— BEGIN Input —
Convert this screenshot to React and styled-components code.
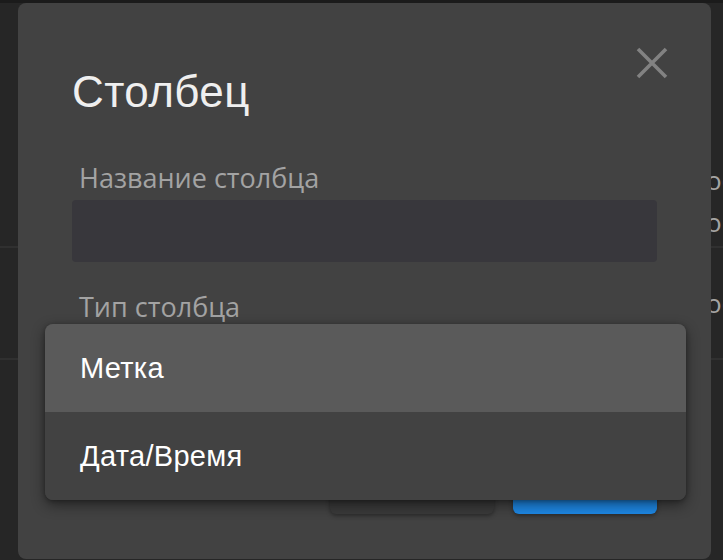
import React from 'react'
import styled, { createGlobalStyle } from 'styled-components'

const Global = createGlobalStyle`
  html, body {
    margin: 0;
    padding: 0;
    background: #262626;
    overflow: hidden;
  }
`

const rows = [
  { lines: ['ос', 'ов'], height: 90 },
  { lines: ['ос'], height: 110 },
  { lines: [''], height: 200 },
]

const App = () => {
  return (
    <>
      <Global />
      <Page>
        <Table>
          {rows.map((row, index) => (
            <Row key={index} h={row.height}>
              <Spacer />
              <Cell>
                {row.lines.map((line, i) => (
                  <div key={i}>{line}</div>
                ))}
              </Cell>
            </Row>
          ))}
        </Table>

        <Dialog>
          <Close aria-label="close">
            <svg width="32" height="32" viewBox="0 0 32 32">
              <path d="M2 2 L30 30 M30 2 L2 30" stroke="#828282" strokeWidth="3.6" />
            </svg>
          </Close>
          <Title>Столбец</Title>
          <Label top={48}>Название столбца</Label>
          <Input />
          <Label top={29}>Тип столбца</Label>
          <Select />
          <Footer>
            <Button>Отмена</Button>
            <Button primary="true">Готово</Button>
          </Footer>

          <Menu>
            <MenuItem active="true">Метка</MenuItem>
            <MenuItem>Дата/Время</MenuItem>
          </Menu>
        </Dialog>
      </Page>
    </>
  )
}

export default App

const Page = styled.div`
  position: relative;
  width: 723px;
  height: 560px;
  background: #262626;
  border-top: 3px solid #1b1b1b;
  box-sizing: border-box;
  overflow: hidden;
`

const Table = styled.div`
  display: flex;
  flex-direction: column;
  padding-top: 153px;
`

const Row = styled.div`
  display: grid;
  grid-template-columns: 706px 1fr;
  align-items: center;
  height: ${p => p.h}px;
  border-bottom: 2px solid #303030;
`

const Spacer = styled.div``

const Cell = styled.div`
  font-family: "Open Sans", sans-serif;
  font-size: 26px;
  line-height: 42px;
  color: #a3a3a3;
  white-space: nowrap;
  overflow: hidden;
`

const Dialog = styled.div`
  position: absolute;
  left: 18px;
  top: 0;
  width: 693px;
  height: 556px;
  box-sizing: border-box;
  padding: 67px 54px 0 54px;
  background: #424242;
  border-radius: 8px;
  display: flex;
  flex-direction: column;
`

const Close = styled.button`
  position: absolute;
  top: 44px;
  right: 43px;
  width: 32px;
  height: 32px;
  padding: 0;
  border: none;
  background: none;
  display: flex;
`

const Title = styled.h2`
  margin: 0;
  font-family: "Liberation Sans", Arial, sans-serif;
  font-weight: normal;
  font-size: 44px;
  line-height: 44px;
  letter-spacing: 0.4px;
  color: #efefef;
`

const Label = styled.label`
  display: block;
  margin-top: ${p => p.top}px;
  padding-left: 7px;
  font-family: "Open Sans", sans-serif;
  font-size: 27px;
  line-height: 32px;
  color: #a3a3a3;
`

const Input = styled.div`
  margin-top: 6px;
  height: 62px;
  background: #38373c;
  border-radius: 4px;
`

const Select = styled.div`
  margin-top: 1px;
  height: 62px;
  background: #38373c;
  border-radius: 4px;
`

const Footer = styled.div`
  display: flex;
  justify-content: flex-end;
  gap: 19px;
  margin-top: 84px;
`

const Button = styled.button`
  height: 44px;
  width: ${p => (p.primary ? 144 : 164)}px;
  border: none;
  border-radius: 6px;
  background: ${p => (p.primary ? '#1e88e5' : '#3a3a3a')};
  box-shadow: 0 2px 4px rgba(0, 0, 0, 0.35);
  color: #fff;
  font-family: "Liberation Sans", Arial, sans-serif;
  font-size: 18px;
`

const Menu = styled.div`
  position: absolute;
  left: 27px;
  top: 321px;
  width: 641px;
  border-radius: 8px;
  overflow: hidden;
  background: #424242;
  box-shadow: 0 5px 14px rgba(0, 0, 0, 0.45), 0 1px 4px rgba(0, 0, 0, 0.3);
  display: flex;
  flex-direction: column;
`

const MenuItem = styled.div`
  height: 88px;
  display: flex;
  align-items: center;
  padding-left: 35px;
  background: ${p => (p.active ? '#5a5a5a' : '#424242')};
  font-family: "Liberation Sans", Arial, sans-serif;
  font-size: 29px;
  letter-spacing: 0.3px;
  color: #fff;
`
— END Input —
— BEGIN Input —
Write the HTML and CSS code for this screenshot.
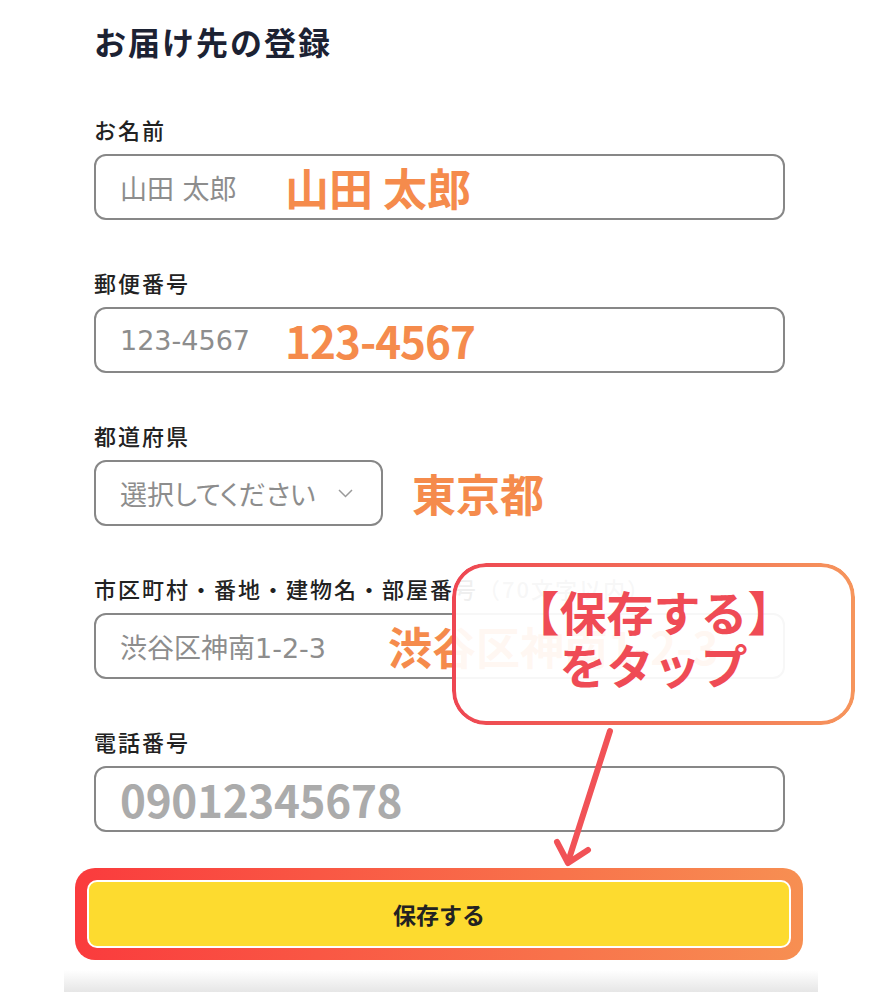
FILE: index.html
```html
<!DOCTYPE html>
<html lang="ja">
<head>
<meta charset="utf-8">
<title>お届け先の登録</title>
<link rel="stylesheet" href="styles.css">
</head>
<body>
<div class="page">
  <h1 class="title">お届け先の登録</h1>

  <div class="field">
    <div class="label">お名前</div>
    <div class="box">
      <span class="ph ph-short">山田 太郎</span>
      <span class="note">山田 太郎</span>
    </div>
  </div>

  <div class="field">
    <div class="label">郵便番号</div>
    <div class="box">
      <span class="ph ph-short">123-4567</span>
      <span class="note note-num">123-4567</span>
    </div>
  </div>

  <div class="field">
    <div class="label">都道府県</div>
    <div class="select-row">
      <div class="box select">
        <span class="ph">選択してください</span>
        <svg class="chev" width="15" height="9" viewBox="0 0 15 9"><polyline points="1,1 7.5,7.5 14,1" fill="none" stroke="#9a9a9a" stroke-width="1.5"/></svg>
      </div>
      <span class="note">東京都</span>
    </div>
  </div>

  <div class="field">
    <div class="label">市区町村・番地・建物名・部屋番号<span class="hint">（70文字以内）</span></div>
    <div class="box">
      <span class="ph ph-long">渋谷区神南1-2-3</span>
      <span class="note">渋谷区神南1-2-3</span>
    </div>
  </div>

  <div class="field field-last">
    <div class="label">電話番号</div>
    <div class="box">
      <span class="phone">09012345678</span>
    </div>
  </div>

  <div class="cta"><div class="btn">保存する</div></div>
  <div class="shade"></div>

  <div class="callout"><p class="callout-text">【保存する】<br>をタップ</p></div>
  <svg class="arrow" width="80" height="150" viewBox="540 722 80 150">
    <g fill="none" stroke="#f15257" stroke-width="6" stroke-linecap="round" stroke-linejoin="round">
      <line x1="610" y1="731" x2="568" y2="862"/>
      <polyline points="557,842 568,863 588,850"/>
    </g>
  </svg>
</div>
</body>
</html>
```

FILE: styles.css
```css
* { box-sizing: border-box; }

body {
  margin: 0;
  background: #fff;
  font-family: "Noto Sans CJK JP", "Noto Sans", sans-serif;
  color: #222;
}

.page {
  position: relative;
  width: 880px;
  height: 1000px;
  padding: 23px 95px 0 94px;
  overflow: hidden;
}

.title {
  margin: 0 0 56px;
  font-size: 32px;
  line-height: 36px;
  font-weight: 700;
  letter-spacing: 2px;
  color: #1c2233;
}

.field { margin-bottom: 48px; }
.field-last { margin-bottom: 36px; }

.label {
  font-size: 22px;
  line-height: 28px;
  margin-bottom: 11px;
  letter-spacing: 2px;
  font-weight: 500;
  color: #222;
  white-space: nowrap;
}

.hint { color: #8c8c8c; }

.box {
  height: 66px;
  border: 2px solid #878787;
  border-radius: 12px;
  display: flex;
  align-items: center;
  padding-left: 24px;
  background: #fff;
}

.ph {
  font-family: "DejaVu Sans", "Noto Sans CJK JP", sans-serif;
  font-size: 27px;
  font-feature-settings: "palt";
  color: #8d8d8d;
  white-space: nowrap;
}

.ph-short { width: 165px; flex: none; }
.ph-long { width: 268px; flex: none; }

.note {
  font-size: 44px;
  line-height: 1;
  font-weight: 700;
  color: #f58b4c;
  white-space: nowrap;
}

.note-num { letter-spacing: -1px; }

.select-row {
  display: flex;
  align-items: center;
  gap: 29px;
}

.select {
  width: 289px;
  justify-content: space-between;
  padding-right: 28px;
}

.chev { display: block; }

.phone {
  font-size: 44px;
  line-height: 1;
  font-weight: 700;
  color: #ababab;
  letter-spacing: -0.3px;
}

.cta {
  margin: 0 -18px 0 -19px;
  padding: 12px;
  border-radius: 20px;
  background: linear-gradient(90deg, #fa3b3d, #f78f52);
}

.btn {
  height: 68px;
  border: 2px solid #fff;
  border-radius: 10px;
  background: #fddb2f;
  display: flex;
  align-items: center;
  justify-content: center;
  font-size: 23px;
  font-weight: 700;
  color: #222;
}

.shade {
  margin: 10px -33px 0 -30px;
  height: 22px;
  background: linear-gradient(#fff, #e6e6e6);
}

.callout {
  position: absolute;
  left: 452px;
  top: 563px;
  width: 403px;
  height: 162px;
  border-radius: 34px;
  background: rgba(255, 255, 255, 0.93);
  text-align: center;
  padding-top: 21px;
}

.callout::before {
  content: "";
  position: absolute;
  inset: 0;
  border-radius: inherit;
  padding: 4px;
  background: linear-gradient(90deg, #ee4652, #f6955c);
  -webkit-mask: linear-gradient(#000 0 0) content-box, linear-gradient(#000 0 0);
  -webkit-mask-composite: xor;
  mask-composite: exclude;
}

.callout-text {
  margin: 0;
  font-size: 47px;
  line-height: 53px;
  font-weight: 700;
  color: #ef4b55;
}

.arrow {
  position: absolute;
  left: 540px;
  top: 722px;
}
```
— END Input —
Aim of the exercise:
In the listing above, find the line containing "Convert this screenshot" and the line containing "export default App". Print those two lines and every line between them exactly, with no pictures.

Full output:
Convert this screenshot to React and styled-components code.
import React from 'react'
import styled, { createGlobalStyle } from 'styled-components'

const Global = createGlobalStyle`
  html, body {
    margin: 0;
    padding: 0;
    background: #262626;
    overflow: hidden;
  }
`

const rows = [
  { lines: ['ос', 'ов'], height: 90 },
  { lines: ['ос'], height: 110 },
  { lines: [''], height: 200 },
]

const App = () => {
  return (
    <>
      <Global />
      <Page>
        <Table>
          {rows.map((row, index) => (
            <Row key={index} h={row.height}>
              <Spacer />
              <Cell>
                {row.lines.map((line, i) => (
                  <div key={i}>{line}</div>
                ))}
              </Cell>
            </Row>
          ))}
        </Table>

        <Dialog>
          <Close aria-label="close">
            <svg width="32" height="32" viewBox="0 0 32 32">
              <path d="M2 2 L30 30 M30 2 L2 30" stroke="#828282" strokeWidth="3.6" />
            </svg>
          </Close>
          <Title>Столбец</Title>
          <Label top={48}>Название столбца</Label>
          <Input />
          <Label top={29}>Тип столбца</Label>
          <Select />
          <Footer>
            <Button>Отмена</Button>
            <Button primary="true">Готово</Button>
          </Footer>

          <Menu>
            <MenuItem active="true">Метка</MenuItem>
            <MenuItem>Дата/Время</MenuItem>
          </Menu>
        </Dialog>
      </Page>
    </>
  )
}

export default App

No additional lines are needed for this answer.